Rush County’s Readiness for Change Part 4: How to Move Forward

So, we know from data (part 1) that jobs and businesses go where the people are. People go where they want to live. Our community has a lot going for us – small town, rural feel, safety, quality schools and good people. But the community insights (part 2) and survey responses (part 3) tell us that amenities – parks, trails, restaurants, art, beautification, community centers and broadband access – would help us love our community even more.


How do we move forward? Here are some considerations.



We take pride in our rural/ag heritage. Population change is a major threat. Fewer people mean fewer resources. Decisions about where to prioritize funding will become a greater challenge.
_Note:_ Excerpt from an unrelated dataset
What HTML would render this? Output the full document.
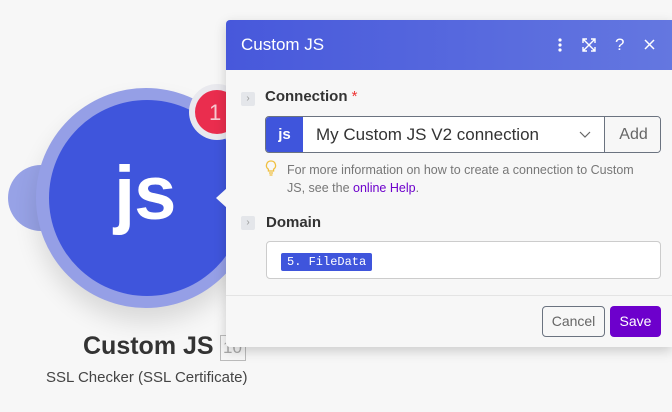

Ideas for stemming population loss:

  • Prioritizing schools and amenities to increase quality of place
  • Improved storytelling to highlight the advantages to small town/rural life
  • Emphasizing regional associations to illustrate the availability of jobs, amenities and recreation in nearby communities


Unchecked development is another concern. With our proximity to Indianapolis and its expansion, managing growth will become key to preserving our current lifestyle.

Ideas for managing development and growth:

  • Establishing urban growth boundaries to create more vibrant, dense cities and towns while protecting farmland and respecting property rights. Look to Lexington, KY for an example.
  • Proactive discussions are needed.
  • Comprehensive planning, brownfields mitigation and historic preservation can offer protection while still allowing progress.



Amenity development is key to improving life for current residents and to attracting new ones. Placemaking is an effective tool. Placemaking is a multi-faceted approach to the planning, design and management of public spaces. Placemaking capitalizes on a community’s assets, inspiration and potential, with the intention of creating public spaces that promote people’s health, happiness, and well-being.

It’s important to consider the aesthetics of public spaces, but understanding how a site is used is just as crucial. Also tying places to the local culture is necessary. Taking all of these points into consideration will help residents fully take advantage of public spaces as well as engaging the community in the planning process.



Beyond marketing and communications, the residents of a community need to have the ability to share with others why they are proud of their community and what makes it great.

How to Share the Story:

  • Owning a narrative: Dispute stories of a depressed community stuck in the past. Look toward the positive and help build forward momentum.
  • First impressions: Appearances are important and others will judge a community on them. Make sure our welcome signs are just that – welcoming and beautiful.
  • Layered approaches: Telling all sides of a story. The mural in Rushville’s Farmers’ Market space has many stories to tell. The farmers are based on real-life residents. The mural was painted by a Hoosier artist with help from local high school students. The face of the director from the movie “Children of the Corn” can be seen among the cornstalks. He visited Rush County for a showing of his movie in an actual cornfield.
  • The T-shirt test: Flags, zip codes, area codes and other local images increasingly adorn t-shirts. Would residents wear a fun shirt that promotes a community or an aspect of our county? What would that look like?



We are proud to call our Rush County communities home and are generally hopeful for the future. Our residents are among our greatest resources. It’s going to take all of us working together to make the future we want to happen. We can choose to embrace change or let it happen. Let’s make sure we do all we can to influence the outcome.